Opinion
No. 10-1841.
Submitted: October 21, 2010.
Filed: November 8, 2010.
Appeal from the United States District Court for the Western District of Missouri.
Martin D. Warhurst, Kansas City, MO, for appellant.
Brent B. Venneman, Asst. U.S. Atty., Kansas City, MO, for appellee.
Before BYE, BOWMAN, and COLLOTON, Circuit Judges.
[UNPUBLISHED]
In this direct criminal appeal, Jerome Thomas challenges the 240-month statutory minimum sentence the District Court imposed following Thomas's unconditional guilty plea to one count of conspiring to distribute cocaine base, 21 U.S.C. §§ 841(a)(1), (b)(1)(A), and 846, and one count of possessing with intent to distribute cocaine base, 21 U.S.C. § 841(a)(1) and (b)(1)(A). Counsel has filed a brief under Anders v. California, 386 U.S. 738, 87 S.Ct. 1396, 18 L.Ed.2d 493 (1967), in which he moves to withdraw and argues that Thomas's prior felony drug conviction was too remote in time to justify the application of the 20-year statutory mandatory minimum.

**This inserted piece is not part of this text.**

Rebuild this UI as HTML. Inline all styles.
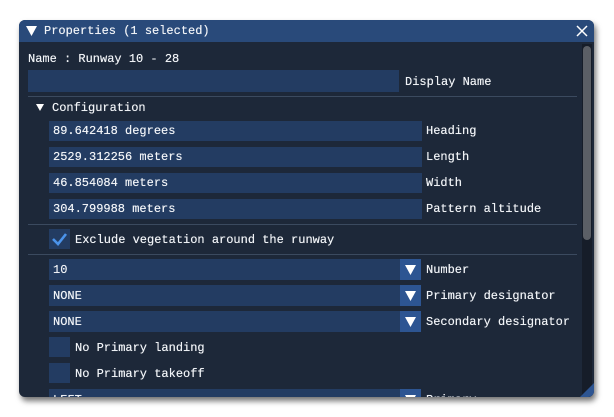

The Honorable Fernando J. Gaitan, Jr., Chief Judge, United States District Court for the Western District of Missouri.
We hold that the District Court did not have discretion to sentence Thomas below the statutory minimum because the government did not move for a departure based on substantial assistance and Thomas was not eligible for safety-valve relief. See 21 U.S.C. § 841(b)(1)(A) (stating that if a person commits a qualifying violation after a prior conviction for a felony drug offense, such person shall be sentenced to a term of imprisonment which may not be less than 20 years and not more than life); United States v. Chacon, 330 F.3d 1065, 1066 (8th Cir. 2003) (holding that the only authority to depart from the statutory minimum is in 18 U.S.C. § 3553(e) and (f), which apply only when the government moves for a departure based on substantial assistance or the defendant qualifies for safety-valve relief); see also U.S.S.G. § 4A1.2(e)(1) (noting that in applying Guidelines, a court is to count any prior sentence exceeding one year and one month, whenever imposed, that resulted in the defendant being incarcerated within 15 years of the instant offense).
After reviewing the record independently under Penson v. Ohio, 488 U.S. 75, 80, 109 S.Ct. 346, 102 L.Ed.2d 300 (1988), we have found no nonfrivolous issues. Accordingly, we grant counsel's motion to withdraw, and we affirm.